A quién le importa lo que digan
La gente común y corriente está muy ocupada en sobrevivir y asomar la nariz por encima de la línea del ahogo económico y cotidiano como para prestar demasiada atención a los mandatarios políticos extranjeros
Uno de los problemas que trae consigo viajar, y sobre todo hacerlo rumbo a un destino remoto, es el cambio forzado de perspectiva que la lejanía provoca. Así, los debates políticos que, en casa, parecen inmensos, perentorios y cruciales, puede que lo resulten un poco menos y se desdibujen relativamente a 10.000 kilómetros.
O, que, cuando menos de forma provisional, acaben sustituidos en nuestra propia percepción (y, claro, en la discusión pública que alimenta y modifica esa percepción), por otros diferentes, con mayor o menor importancia intrínseca, según el caso, pero sin duda con más pertinencia geográfica. O espacio-temporal, si nos ponemos exquisitos. Es decir, que acabemos por sentirnos como si alguien nos hubiera cambiado el canal de la tele y, de pronto, la serie que mirábamos mudara de personajes, de ritmo y paleta de color, y en vez de aliens o vikingos saltaran a la pantalla empresarias de bienes raíces o gánsteres.
Vaya sorpresas que da viajar. Se levanta uno por la mañana y sale a la calle y se topa, por ejemplo, con que la gente en los cafés y las oficinas, en el metro y en donde sea, no dice una palabra al respecto de nuestros lustrosos personajes políticos (de quienes, por supuesto, desconoce la mera existencia, tal y como nosotros solemos desconocer las de los suyos) ni está al tanto de nuestras cuitas. Y, por si fuera poco, uno descubre además que los medios foráneos, salvo matazón, desastre, o declaración en exceso controversial (y que los involucre directamente), en esencia nos pasan por alto… Tal y como hacemos con las noticas del extranjero, por otra parte, con la excepción de los ya mentados supuestos de colapsos y catástrofes.

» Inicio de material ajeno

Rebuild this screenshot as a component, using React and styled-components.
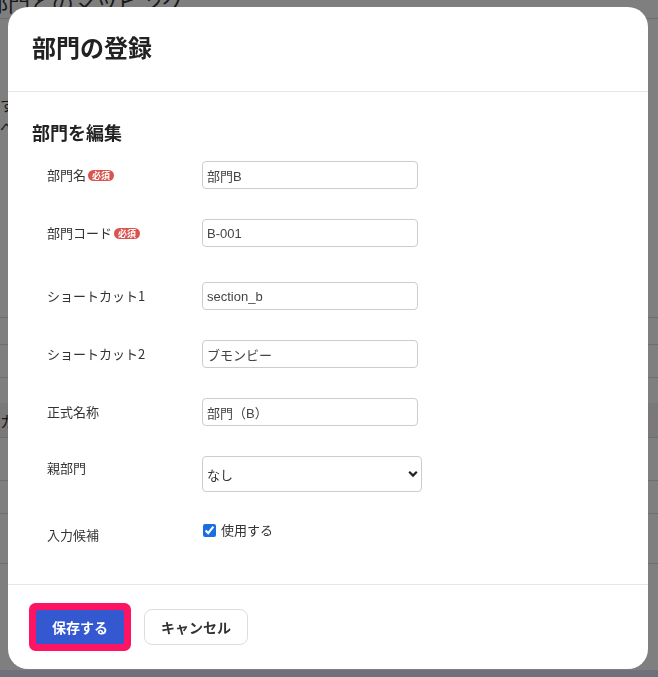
import React from 'react';
import styled, { createGlobalStyle } from 'styled-components';

const GlobalStyle = createGlobalStyle`
body {
  margin: 0;
  font-family: 'Liberation Sans', 'Noto Sans CJK JP', sans-serif;
  background: #ffffff;
}
`

// page that sits behind the dialog
const BackPage = styled.div`
width: 658px;
height: 677px;
overflow: hidden;
display: flex;
flex-direction: column;
background: #ffffff;
`
const BackTitle = styled.div`
height: 19px;
overflow: hidden;
border-bottom: 1px solid #dddddd;
box-sizing: border-box;
`
const BackTitleText = styled.div`
margin-top: -12px;
font-family: 'Noto Sans CJK JP', sans-serif;
font-size: 22px;
line-height: 26px;
color: #333;
white-space: nowrap;
margin-left: -14px;
`
const BackText = styled.div`
padding: ${p => p.pad || '0'};
font-family: 'Noto Sans CJK JP', sans-serif;
font-size: 15px;
line-height: 20px;
color: #333;
height: ${p => p.h}px;
background: ${p => p.bg || 'transparent'};
border-bottom: ${p => p.line ? '1px solid #dddddd' : 'none'};
box-sizing: border-box;
white-space: nowrap;
overflow: hidden;
`
const BackFooter = styled.div`
margin-top: auto;
height: 7px;
background: #dee0f2;
`

const Overlay = styled.div`
position: fixed;
inset: 0;
background: rgba(0, 0, 0, 0.5);
padding: 7px 10px 8px 8px;
box-sizing: border-box;
`
const Modal = styled.div`
width: 640px;
height: 662px;
background: #ffffff;
border-radius: 20px;
display: flex;
flex-direction: column;
overflow: hidden;
font-family: 'Liberation Sans', 'Noto Sans CJK JP', sans-serif;
color: #333;
`
const Header = styled.div`
height: 85px;
box-sizing: border-box;
display: flex;
align-items: center;
padding: 0 24px 5px;
border-bottom: 1px solid #e6e6e6;
`
const Title = styled.h2`
margin: 0;
font-family: 'Noto Sans CJK JP', sans-serif;
font-size: 24px;
font-weight: 700;
color: #222;
`
const Body = styled.div`
padding: 28px 24px 0;
border-bottom: 1px solid #e6e6e6;
`
const SectionTitle = styled.h3`
margin: 0 0 17px;
font-family: 'Noto Sans CJK JP', sans-serif;
font-size: 18px;
line-height: 24px;
font-weight: 700;
color: #222;
`
const Row = styled.div`
display: grid;
grid-template-columns: 155px 1fr;
align-items: start;
height: ${p => p.h}px;
padding-left: 15px;
`
const Label = styled.div`
font-family: 'Noto Sans CJK JP', sans-serif;
font-size: 13px;
line-height: ${p => p.lh || 28}px;
margin-top: ${p => p.mt || 0}px;
color: #333;
display: flex;
align-items: center;
`
const Badge = styled.span`
display: inline-flex;
align-items: center;
justify-content: center;
margin-left: 2px;
height: 11px;
padding: 0 4px;
border-radius: 6px;
background: #d9534f;
color: #fff;
font-size: 9px;
font-weight: 700;
line-height: 11px;
`
const TextInput = styled.input`
box-sizing: border-box;
width: 216px;
height: 28px;
border: 1px solid #cccccc;
border-radius: 4px;
padding: 0 4px;
font-family: 'Liberation Sans', 'Noto Sans CJK JP', sans-serif;
font-size: 13px;
color: #444;
outline: none;
`
const SelectWrap = styled.div`
position: relative;
width: 220px;
height: 36px;
`
const Select = styled.select`
appearance: none;
box-sizing: border-box;
width: 220px;
height: 36px;
border: 1px solid #cccccc;
border-radius: 4px;
padding: 0 4px;
background: #fff;
font-family: 'Noto Sans CJK JP', sans-serif;
font-size: 13px;
color: #333;
`
const Chevron = styled.svg`
position: absolute;
right: 4px;
top: 14px;
pointer-events: none;
`
const CheckLine = styled.label`
display: flex;
align-items: center;
gap: 5px;
line-height: 20px;
font-family: 'Noto Sans CJK JP', sans-serif;
font-size: 13px;
color: #333;
`
const Check = styled.input`
margin: 0 0 0 1px;
width: 13px;
height: 13px;
accent-color: #1a6fe0;
`
const Footer = styled.div`
flex: 1;
display: flex;
align-items: flex-start;
gap: 20px;
padding: 24px 28px 0;
`
const Button = styled.button`
box-sizing: border-box;
height: ${p => p.primary ? 34 : 36}px;
margin-top: ${p => p.primary ? 1 : 0}px;
padding: 0;
width: ${p => p.primary ? 88 : 104}px;
border-radius: ${p => p.primary ? 2 : 8}px;
border: ${p => p.primary ? 'none' : '1px solid #dddddd'};
background: ${p => p.primary ? '#3358d0' : '#ffffff'};
color: ${p => p.primary ? '#ffffff' : '#333'};
box-shadow: ${p => p.primary ? '0 0 0 7px #ff1463' : 'none'};
font-family: 'Noto Sans CJK JP', sans-serif;
font-size: 14px;
font-weight: 700;
`

const fields = [
    { label: '部門名', required: true, value: '部門B', h: 58 },
    { label: '部門コード', required: true, value: 'B-001', h: 63 },
    { label: 'ショートカット1', value: 'section_b', h: 58 },
    { label: 'ショートカット2', value: 'ブモンビー', h: 58 },
    { label: '正式名称', value: '部門（B）', h: 58 },
]

const App = () => {
    return (
        <>
            <GlobalStyle />
            <BackPage>
                <BackTitle>
                    <BackTitleText>部門とのマッピング</BackTitleText>
                </BackTitle>
                <BackText h={98} pad="76px 0 0 0">す</BackText>
                <BackText h={201} line>へ</BackText>
                <BackText h={27} line />
                <BackText h={33} line />
                <BackText h={25} />
                <BackText h={35} bg="#f4f0f0" pad="8px 0 0 0" line>カ</BackText>
                <BackText h={43} line />
                <BackText h={33} line />
                <BackText h={50} line />
                <BackFooter />
            </BackPage>
            <Overlay>
                <Modal>
                    <Header>
                        <Title>部門の登録</Title>
                    </Header>
                    <Body>
                        <SectionTitle>部門を編集</SectionTitle>
                        {fields.map(f => (
                            <Row key={f.label} h={f.h}>
                                <Label>
                                    {f.label}
                                    {f.required && <Badge>必須</Badge>}
                                </Label>
                                <TextInput defaultValue={f.value} />
                            </Row>
                        ))}
                        <Row h={64}>
                            <Label lh={24}>親部門</Label>
                            <SelectWrap>
                                <Select defaultValue="none">
                                    <option value="none">なし</option>
                                </Select>
                                <Chevron width="10" height="8" viewBox="0 0 10 8">
                                    <path d="M1.2 1.8 L5 5.6 L8.8 1.8" fill="none" stroke="#222" strokeWidth="2.2" />
                                </Chevron>
                            </SelectWrap>
                        </Row>
                        <Row h={64}>
                            <Label lh={20} mt={5}>入力候補</Label>
                            <CheckLine>
                                <Check type="checkbox" defaultChecked />
                                使用する
                            </CheckLine>
                        </Row>
                    </Body>
                    <Footer>
                        <Button primary>保存する</Button>
                        <Button>キャンセル</Button>
                    </Footer>
                </Modal>
            </Overlay>
        </>
    )
}

export default App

A veces, movidos por el fervor militante, tenemos la impresión de que la palabra de nuestros líderes nacionales es tan clara y decidida que pone a temblar al mundo y que, en el peor de los casos, coloca de manera obvia sobre la mesa los reclamos y posiciones que sostenemos y “abre el debate” entre, digamos, los estadounidenses, los europeos, los latinoamericanos, los chinos o los africanos. Huelga decir que eso, en la inmensa mayoría de los casos, es falso. Y que los políticos, además, lo saben: fingen hablarle con voz de trueno a las “potencias extranjeras”, pero en realidad están mandando mensajitos a escala doméstica para apuntalar su agenda de todos los días.
Esa es la verdad: con excepción de las que sueltan con gotero un pequeño grupo de mandatarios poderosísimos, las palabras que los políticos dirigen al extranjero o, de plano, al mundo, no solamente no cruzan las fronteras de sus mismos países, sino que generalmente llegan, en ellos, nada más que a una delgada capa de espectadores, conformada por otros políticos, por funcionarios, exfuncionarios, expolíticos, periodistas, y el puñado de personas a las que entretiene voltearlos a ver. La gente común y corriente está muy ocupada en sobrevivir y asomar la nariz por encima de la línea del ahogo económico y cotidiano como para prestarles demasiada atención.
Y las declaraciones que escapan a esa generalidad suelen hacerlo nada más que por alevosas, ridículas, ignorantes o coloridas. Y el interés que despiertan suele durar lo mismo que el café que se toma uno mientras las comenta. Y así, por citar un caso reciente, el debate entre populistas latinoamericanos y ultraderechistas españoles sobre la conquista, por más pintoresco que haya resultado, casi no les importa más que a sus protagonistas. Y nada abona a entender y enfrentar los conflictos reales de esos pueblos americanos originarios a quienes todos fingen vindicar… ante los bostezos y los memes generales.